All these are transaction costs, be it money or time, which exist within the market.

More formally, Coase breaks these down into three categories:

  1. Search and information costs
  2. Bargaining and decision costs
  3. Policing and enforcement costs

But these costs are significantly lower within the firm.

  1. As information flows more freely within the firm, the entrepreneur can more easily find a suitable employee to execute certain tasks.
  2. With no or little informal negotiation, the entrepreneur simply orders the employee.
  3. The entrepreneur punishes underperformers by demoting or firing them.

And this is ultimately a major reason why the firm exists alongside the market. For certain types of economic activities, the firm reduces the aforementioned transaction costs.

Bridging the Market and the Firm

Enter cryptonetworks.

They blur the dividing line between the market and the firm. In fact, they offer the best of both worlds.

They are likely not strictly better than the market and the firm in all scenarios, but they offer a worthy alternative in some scenarios by pushing the tradeoff boundary outward.

Similarly to markets, they allow people to organize economic activities decentrally without a ruler. Meritocratic participants engage, through pure economic incentives instead of orders, in activities such as money supply, computation, storage, prediction, content production, and content curation.

Similarly to firms, they help reduce transaction costs:

Search and information

Cryptonetworks are ultimately a type of networks, and networks have “network effects”. Every existing participant knows that adding a new participant creates value for themselves. As such, every existing participant is incentivized to search for new participants, thereby creating an exponentially compounding army of recruiters.

This contrasts the market’s price mechanism where the recruiter is just an individual or a small constant number of individuals.

Bargaining and decision

Bargaining is fundamentally a process of discovery. Discover what you are willing to accept and what the person on the other side of the table is willing to accept. It can be a lengthy process due to communication frictions. Sometimes, the lack of skin in the game can cause one party to withdraw from verbal commitments, which is costly for the other party. This is where open-source software (OSS) and tokens may shine.

OSS openly and fully communicates what the terms are. If someone isn’t happy with the terms, they can propose new terms by forking the code and changing the parameters.

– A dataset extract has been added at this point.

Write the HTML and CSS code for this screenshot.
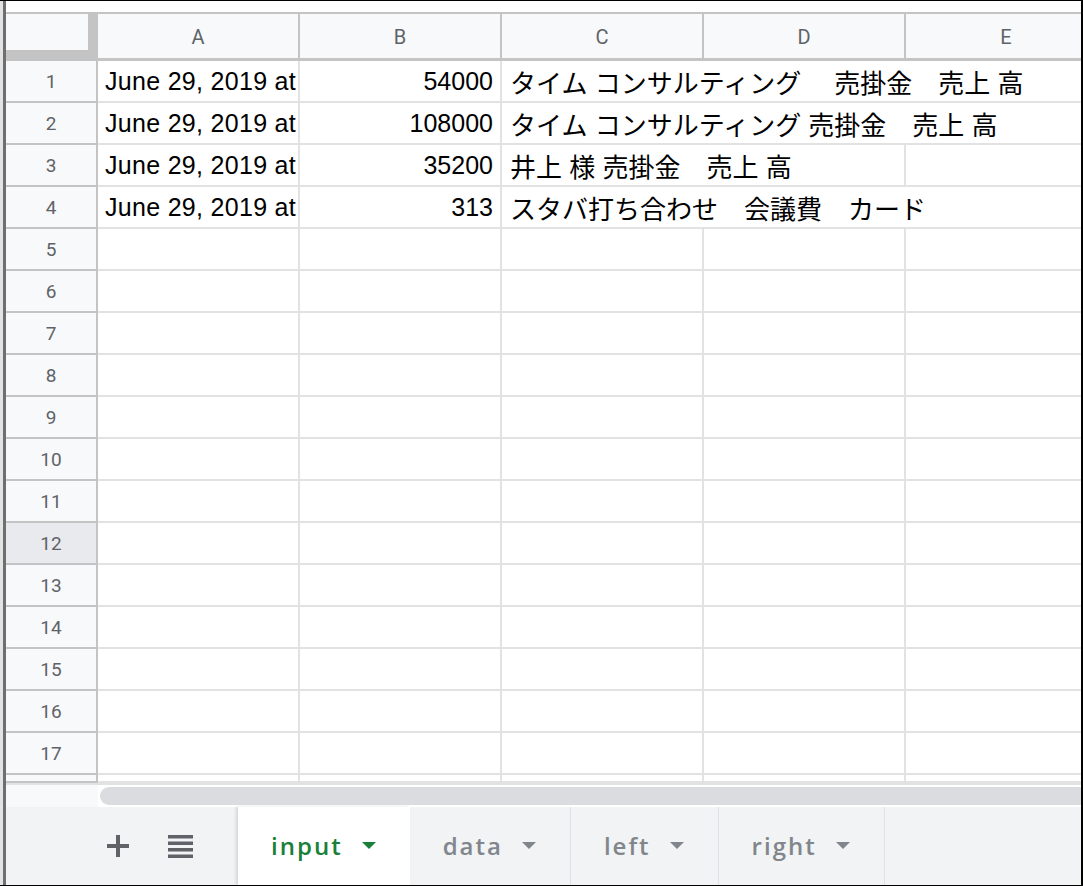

Tokens allows the discovery process take place in the form of liquid trading. It’s effectively a negotiation between a large of parties on both sides of the table, where new bids and offers are placed swiftly to reduce information asymmetry. It provides the additional benefit that all parties put their money where their mouth is.

Policing and enforcement

Instead of enforcing contracts with national laws, cryptonetworks enforce contracts by decentralized consensus. The borderless nature of decentralized consensus is particularly advantageous in an era of globalization. In his 1996 famous paper on smart contracts, Nick Szabo noted that:

Legal barriers are the most severe cost of doing business across many jurisdictions. Smart contracts can cut through this Gordian knot of jurisdictions. [They] can decrease vulnerability to capricious jurisdictions [and] dependence on these obscure local legal codes and enforcement traditions.

Of course, all laws cannot be encoded in software. For starters, how can physical punishments be executed using code? However, with internet-native monies and Turing-complete virtual machines, financial rewards and punishments certainly can.

Conclusion

No theory is perfect, but some are useful.

Coase’s Nature of the Firm is no exception. Numerous scholars built on his foundation and painted a fuller picture.

It is nevertheless an elegant and insightful one. It improves our understanding of why the market and the firm coexist.

Cryptonetworks have the potential to bridge the gap between the market and the firm. It complements the firm by bringing the meritocracy of the market. It complements the market by offering the transaction cost benefits of the firm.

As such, it’s not inconceivable that more and more economic activities will be organized using cryptonetworks in the coming decades.